# Halloween Costume Gallery



## SpookyDude (Jun 27, 2006)

Ok I can't find a thread like this on these boards (which is surprising) so I start one now. Post pictures of yourselves in Halloween costumes.

Here I am as Satan Claus in 2003










Here I am as a Troll Warriror in 2004










Here I am as Jerry the Janitor in 2005


----------



## Sinister (Apr 18, 2004)

That Troll Warrior costume could have doubled as a Klingon as well. Great pix, man! So what did Satan Claus bring some poor unfortunate soul that year?  :devil:


----------



## Hellrazor (Jun 18, 2006)

- 2004 costume for Halloween party








- 2004 costume for handing out candy

also I was an alian for girl guides that year








- 2005 costume for Halloween Party








- 2005 costume for handing out candy and Girl Guides. I had cool orange striped socks but you cant see them... they were my inspriation LOL


----------



## Hellrazor (Jun 18, 2006)

This is my bro in 2005 as Magnum PI - He couldnt stop blasting that stupid gun. LOL - He had heart surgery last year and Im trying to get him to be Crusty the clown with no shirt on this year, but his scare is now faded quite a bit.

This hear is my 6'2" hubby as Yoda.LOL









That was in 2004, in 2005 he was a "flashing" Darth Vader, but I cant seem to find any "family friendly" pics of him...


----------



## Frighteners Entertainment (Jan 24, 2006)

Nice job on the photo's folks!


----------



## trishaanne (Aug 20, 2005)

http://pg.photos.yahoo.com/ph/trishaanne45/detail?.dir=1de7&.dnm=df59.jpg

This was me last year for our Halloween party.
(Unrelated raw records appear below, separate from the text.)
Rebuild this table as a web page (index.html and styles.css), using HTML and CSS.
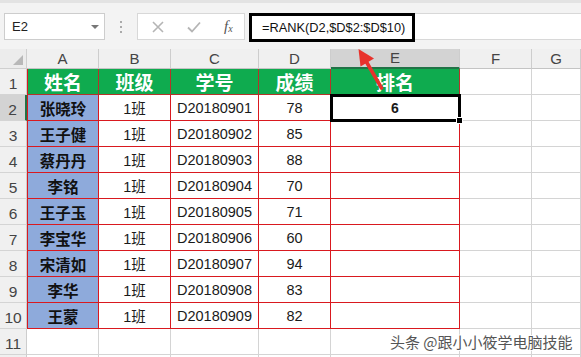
FILE: index.html
```html
<!DOCTYPE html>
<html>
<head>
<meta charset="utf-8">
<link rel="stylesheet" href="styles.css">
</head>
<body>
<div class="app">
  <div class="toolbar">
    <div class="namebox"><span>E2</span><span class="dd"></span></div>
    <div class="dots"><i></i><i></i><i></i></div>
    <div class="fxbtns">
      <svg class="ic" width="14" height="14" viewBox="0 0 14 14"><path d="M2 2L12 12M12 2L2 12" stroke="#b5b5b5" stroke-width="1.6" fill="none"/></svg>
      <svg class="ic" width="16" height="14" viewBox="0 0 16 14"><path d="M2 7.5L6 11.5L14 2.5" stroke="#b5b5b5" stroke-width="1.8" fill="none"/></svg>
      <span class="fx">f<sub>x</sub></span>
    </div>
    <div class="formula"><div class="fbox">=RANK(D2,$D$2:$D$10)</div></div>
  </div>
  <div class="sheet">
    <div class="corner"><span class="tri"></span></div>
    <div class="ch">A</div><div class="ch">B</div><div class="ch">C</div><div class="ch">D</div><div class="ch sel">E</div><div class="ch">F</div><div class="ch">G</div>

    <div class="rh">1</div>
    <div class="c hd first">姓名</div><div class="c hd">班级</div><div class="c hd">学号</div><div class="c hd">成绩</div><div class="c hd">排名</div><div class="c"></div><div class="c"></div>

    <div class="rh rsel">2</div>
    <div class="c nm first">张晓玲</div><div class="c t">1班</div><div class="c t">D20180901</div><div class="c t">78</div><div class="c t active"><b>6</b></div><div class="c"></div><div class="c"></div>

    <div class="rh">3</div>
    <div class="c nm first">王子健</div><div class="c t">1班</div><div class="c t">D20180902</div><div class="c t">85</div><div class="c t"></div><div class="c"></div><div class="c"></div>

    <div class="rh">4</div>
    <div class="c nm first">蔡丹丹</div><div class="c t">1班</div><div class="c t">D20180903</div><div class="c t">88</div><div class="c t"></div><div class="c"></div><div class="c"></div>

    <div class="rh">5</div>
    <div class="c nm first">李铭</div><div class="c t">1班</div><div class="c t">D20180904</div><div class="c t">70</div><div class="c t"></div><div class="c"></div><div class="c"></div>

    <div class="rh">6</div>
    <div class="c nm first">王子玉</div><div class="c t">1班</div><div class="c t">D20180905</div><div class="c t">71</div><div class="c t"></div><div class="c"></div><div class="c"></div>

    <div class="rh">7</div>
    <div class="c nm first">李宝华</div><div class="c t">1班</div><div class="c t">D20180906</div><div class="c t">60</div><div class="c t"></div><div class="c"></div><div class="c"></div>

    <div class="rh">8</div>
    <div class="c nm first">宋清如</div><div class="c t">1班</div><div class="c t">D20180907</div><div class="c t">94</div><div class="c t"></div><div class="c"></div><div class="c"></div>

    <div class="rh">9</div>
    <div class="c nm first">李华</div><div class="c t">1班</div><div class="c t">D20180908</div><div class="c t">83</div><div class="c t"></div><div class="c"></div><div class="c"></div>

    <div class="rh">10</div>
    <div class="c nm first">王蒙</div><div class="c t">1班</div><div class="c t">D20180909</div><div class="c t">82</div><div class="c t"></div><div class="c"></div><div class="c"></div>

    <div class="rh">11</div>
    <div class="c"></div><div class="c"></div><div class="c"></div><div class="c"></div><div class="c"></div><div class="c"></div><div class="c"></div>

    <div class="rh"></div>
    <div class="c"></div><div class="c"></div><div class="c"></div><div class="c"></div><div class="c"></div><div class="c"></div><div class="c"></div>
  </div>
  <svg class="arrow" width="581" height="357" viewBox="0 0 581 357">
    <path d="M381.5 88 L366.5 62" stroke="#e8322c" stroke-width="3.6" stroke-linecap="round" fill="none"/>
    <polygon points="358.5,49 374,58.5 360.5,66.5" fill="#e8322c"/>
  </svg>
  <div class="wm">头条 @跟小小筱学电脑技能</div>
</div>
</body>
</html>
```
FILE: styles.css
```css
html, body {
  margin: 0;
  padding: 0;
  background: #ffffff;
}
.app {
  position: relative;
  width: 581px;
  height: 357px;
  overflow: hidden;
  font-family: "Liberation Sans", Arial, sans-serif;
}
.toolbar {
  height: 49px;
  box-sizing: border-box;
  background: #f3f3f3;
  border-top: 3px solid #e3e3e3;
  padding-top: 10px;
  display: flex;
  align-items: flex-start;
}
.namebox {
  margin-left: 4px;
  width: 101px;
  height: 27px;
  box-sizing: border-box;
  background: #fff;
  border: 1px solid #cdcdcd;
  display: flex;
  align-items: center;
  justify-content: space-between;
  padding: 0 5px 0 7px;
  font-size: 13px;
  color: #222;
}
.dd {
  width: 0;
  height: 0;
  border-left: 4px solid transparent;
  border-right: 4px solid transparent;
  border-top: 4px solid #777;
}
.dots {
  width: 32px;
  height: 27px;
  display: flex;
  flex-direction: column;
  align-items: center;
  justify-content: center;
  gap: 3px;
}
.dots i {
  display: block;
  width: 2px;
  height: 2px;
  background: #aaa;
}
.fxbtns {
  width: 108px;
  height: 27px;
  box-sizing: border-box;
  background: #fff;
  border: 1px solid #d8d8d8;
  display: flex;
  align-items: center;
  padding-left: 13px;
  gap: 21px;
}
.fx {
  font-family: "Liberation Serif", serif;
  font-style: italic;
  font-size: 15px;
  color: #555;
  margin-left: 1px;
}
.fx sub {
  font-size: 10px;
  vertical-align: -1px;
}
.formula {
  flex: 1;
  height: 27px;
  margin-left: 4px;
  box-sizing: border-box;
  background: #fff;
  border-top: 1px solid #d8d8d8;
  border-bottom: 1px solid #d8d8d8;
  position: relative;
}
.fbox {
  position: absolute;
  left: 0;
  top: -1px;
  width: 166px;
  height: 29px;
  box-sizing: border-box;
  border: 3px solid #000;
  font-size: 12.8px;
  line-height: 23px;
  padding-left: 10px;
  color: #111;
  white-space: nowrap;
}
.sheet {
  display: grid;
  grid-template-columns: 27px 72px 72px 88px 72px 129px 72px 1fr;
  grid-template-rows: 20px repeat(12, 26px);
}
.sheet > div {
  box-sizing: border-box;
}
.corner {
  background: #ececec;
  border-right: 1px solid #cfcfcf;
  border-bottom: 1px solid #cfcfcf;
  position: relative;
}
.tri {
  position: absolute;
  right: 3px;
  bottom: 3px;
  width: 0;
  height: 0;
  border-left: 10px solid transparent;
  border-bottom: 10px solid #b8b8b8;
}
.ch {
  background: #f0f0f0;
  border-right: 1px solid #cdcdcd;
  border-bottom: 1px solid #c4c4c4;
  display: flex;
  align-items: flex-end;
  justify-content: center;
  font-size: 15px;
  color: #444;
  padding-bottom: 1px;
}
.ch.sel {
  background: #d3d3d3;
  border-bottom: 2px solid #217346;
}
.rh {
  background: #f0f0f0;
  border-right: 1px solid #cdcdcd;
  border-bottom: 1px solid #d4d4d4;
  display: flex;
  align-items: flex-end;
  justify-content: center;
  font-size: 15.5px;
  color: #444;
  padding-bottom: 1px;
}
.rh.rsel {
  background: #d3d3d3;
  border-right: 2px solid #217346;
}
.c {
  border-right: 1px solid #d4d4d4;
  border-bottom: 1px solid #d4d4d4;
  display: flex;
  align-items: center;
  justify-content: center;
  color: #1a1a1a;
}
.c.hd {
  background: #0fab4f;
  color: #fff;
  font-family: "Noto Sans CJK SC", sans-serif;
  font-weight: 700;
  font-size: 19px;
  border-right: 1px solid #b5332a;
  border-bottom: 1px solid #b5332a;
  letter-spacing: 0;
}
.c.nm {
  background: #8eaadb;
  font-family: "Noto Sans CJK SC", sans-serif;
  font-weight: 700;
  font-size: 15.5px;
  color: #111;
  border-right: 1px solid #d9191f;
  border-bottom: 1px solid #d9191f;
}
.c.first {
  border-left: 1px solid #d9191f;
}
.c.t {
  font-family: "Liberation Sans", "Noto Sans CJK SC", sans-serif;
  font-size: 14.5px;
  border-right: 1px solid #d9191f;
  border-bottom: 1px solid #d9191f;
}
.c.active {
  position: relative;
}
.c.active b {
  font-size: 14px;
}
.c.active::after {
  content: "";
  position: absolute;
  left: -1px;
  top: -1px;
  right: -2px;
  bottom: -2px;
  border: 3px solid #000;
}
.c.active::before {
  content: "";
  position: absolute;
  right: -4px;
  bottom: -4px;
  width: 5px;
  height: 5px;
  background: #000;
  border: 1px solid #fff;
  z-index: 2;
}
.arrow {
  position: absolute;
  left: 0;
  top: 0;
  pointer-events: none;
}
.wm {
  position: absolute;
  left: 390px;
  top: 331px;
  font-family: "Noto Sans CJK SC", sans-serif;
  font-size: 15px;
  color: #555;
  white-space: nowrap;
  text-shadow: 0 0 1px #fff, 1px 1px 0 #fff, -1px -1px 0 #fff, 1px -1px 0 #fff, -1px 1px 0 #fff;
}
```
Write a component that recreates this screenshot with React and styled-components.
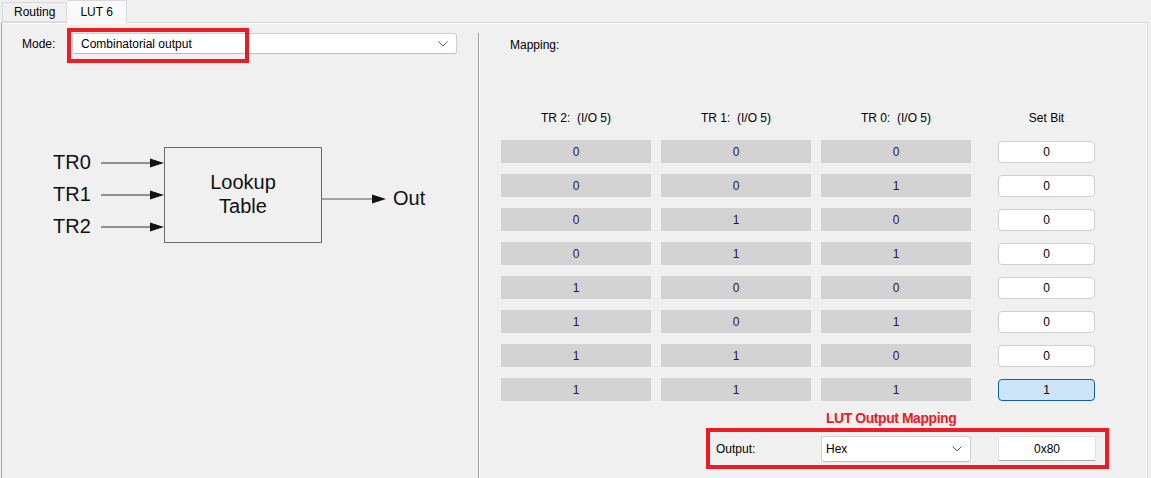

I took my wedding gown and shredded it and sewed rats and spiders and moss to it. I figured I don't need it, my daughters won't wear it and I paid all that money, I may as well get some use out of it!


----------



## DeathTouch (Sep 6, 2005)

Hellrazor said:


> This is my bro in 2005 as Magnum PI - He couldnt stop blasting that stupid gun. LOL - He had heart surgery last year and Im trying to get him to be Crusty the clown with no shirt on this year, but his scare is now faded quite a bit.
> 
> This hear is my 6'2" hubby as Yoda.LOL
> 
> ...


Your brother is cool!


----------



## Dylan (Jul 1, 2006)

Cool costumes. Is there anywhere on the forum that discusses makeup techniques for doing halloween make up with costumes?


----------



## Sickie Ickie (Jun 20, 2006)

I don't think we currently have a thread going on that Dylan.


----------



## Dylan (Jul 1, 2006)

OK, maybe i will start one. where do i post it at


----------



## NecroBones (Feb 10, 2006)

Me, 2004:










Me, 2005: (same costume, but this time you can see the feet)










Me, many years ago, as a vampire:


----------



## Hellrazor (Jun 18, 2006)

COol! I love the feet! Thanks for sharing!


----------



## IshWitch (May 31, 2006)

Here is my Witch costume from '04, I don't have pics from last year right now (long story, but hope to get them back!  ) I made the dress out of weedstop fabric, it is basically a giant black Handywipe! I was a dead bride many years ago. That is always a great costume! I want to be a Vampire next year NecroBones! I am going to get fangs made for my teeth, the kind you can eat with.

http://i5.photobucket.com/albums/y184/Baricuda/DSC00073.jpg

http://i5.photobucket.com/albums/y184/Baricuda/DSC00066.jpg

I offered these up for the calendar, but need to see if I have a bigger version than what is on photobucket. I copied these from the calendar thread so if they aren't working check them out there on page 20.


----------



## DeathTouch (Sep 6, 2005)

Opps, your pictures are not working Ishwitch.


----------



## IshWitch (May 31, 2006)

DeathTouch said:


> Opps, your pictures are not working Ishwitch.


I was afraid of that. I've tried it 3 times, and yet they still work at the calendar thread. Hmmmmmmmm.


----------



## IshWitch (May 31, 2006)

Okee Dokee!

They should be workin' now!


----------



## DeathTouch (Sep 6, 2005)

Yep, they are okee dokee... Great pictures. Didn't I just see the same ones not to long ago?


----------



## kevin242 (Sep 30, 2005)

OK here goes:










Here is my 2003 costume, its made from RidgeRest, athletic gear and Sculpy...









'04 this is me scaring an old lady in full daylight!









'05 This is my "Invisible Pedestrian" costume: Black camo netting, a black cloak, black boots, black underwear, etc... Skull mask and hands. We've come a loooong way since '03...

2006:
*?*
any suggestions?


----------



## Sinister (Apr 18, 2004)

Cool ****e, Kevin! I don't have any suggestions at this point, but I'm sure something will pop up given time.


----------



## Empress Nightshade (Jul 25, 2004)

Gosh...
You Peeps are so lucky to be able to dress up! I never have the time. This is the closest I've gotten in several years. Me as the Haunted House Host in 2004:


----------



## MrsMyers666 (Apr 13, 2006)

Hmmm....based on some of these pics I think we could easily have a Halloween hunks calendar.



Empress Nightshade said:


> Gosh...
> You Peeps are so lucky to be able to dress up! I never have the time. This is the closest I've gotten in several years. Me as the Haunted House Host in 2004:


And a great looking host at that.


----------



## lady_bee (Jul 2, 2006)

MrsMyers666 said:


> Hmmm....based on some of these pics I think we could easily have a Halloween hunks calendar.


It seems I am not alone. I was thinking the exact same thing.


----------



## Empress Nightshade (Jul 25, 2004)

MrsMyers666 said:


> Hmmm....based on some of these pics I think we could easily have a Halloween hunks calendar.


MrsM,

You will never change.....THANK GOODNESS!


----------